As the race started I was reminded again of the continental flavour. Its full gas or then sprinting out of a corner, a little bit in between but nothing easier. I was initially nervous about the close quarters of racing given my Dutch incident but after the first corner I was fine.
I was pretty active throughout the race trying to stay at the front, chasing moves and trying to stay off the front. I had been encouraged by to just get in the mix but enjoy this next new experience. It was fierce. I did miss the main moves of the race which I was pretty disappointed about, but I was active in trying to bring it back. And this was really the pattern and rhythm of the race for me. Great fun, high adrenalin racing and learned buckets more about continental racing.
I finished the race in 66th after 2:40hr. I was pleased with this and felt I had done myself proud. As for my body and its data! - average heart rate of 170bpm and normalized power of 315 watts.
It was a hot race for me with a temperature of 25C.

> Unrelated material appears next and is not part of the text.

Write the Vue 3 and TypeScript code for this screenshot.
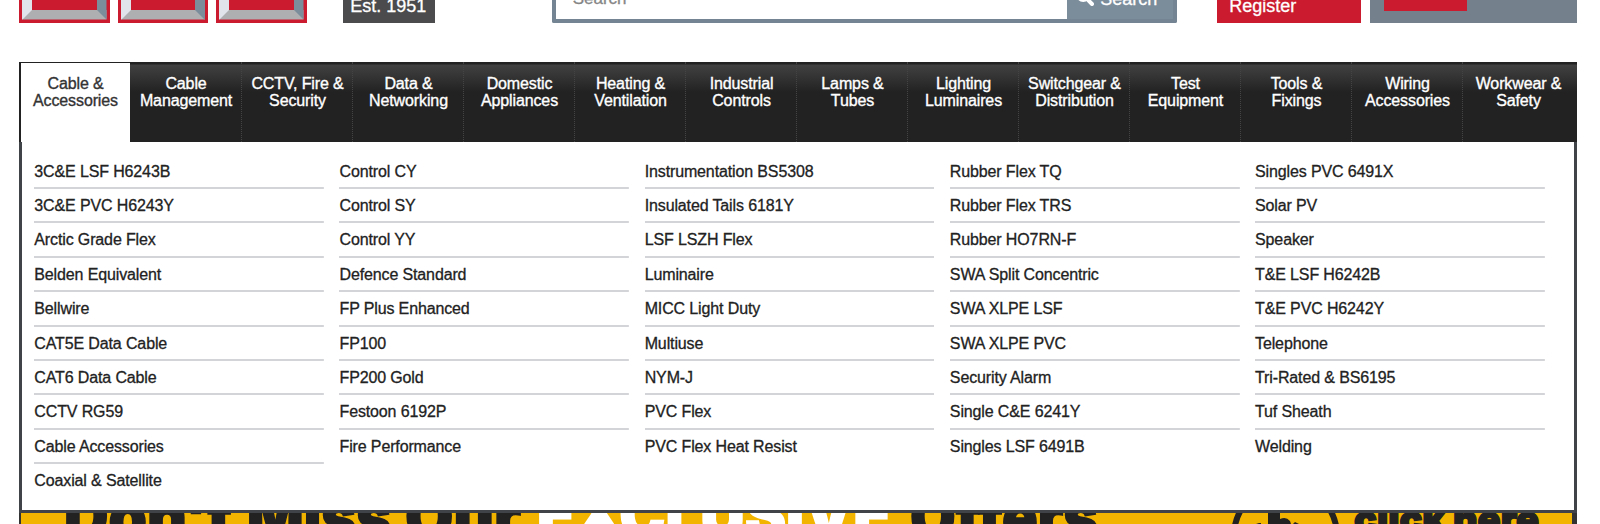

I was throwing as many bottles over my head and onto my back as I was drinking them. I also found it hard to eat anything as there was simply no let-up in the racing.
At the end I was exhausted but I had finished. I got a chance to speak with Hans (the Goma manager) who told me that it often takes 3-5 tries before most people make it round one of these so this helped my confidence and with my own assessment of my day.
The rest of the team also picked up some great experiences for our future development.
All in all it was good to make the trip and gain the experience and build some more comradery in the team. I was also able to catch up with Sam Henning and George Clark (my buddies from Calpe back in Jan/Feb) who I hadn’t seen for a while since they moved out to Belgium in March.
I’ve got the Bournemouth Wheelers two day event this weekend, really looking forward to getting into stage racing again and a bit of time trialling.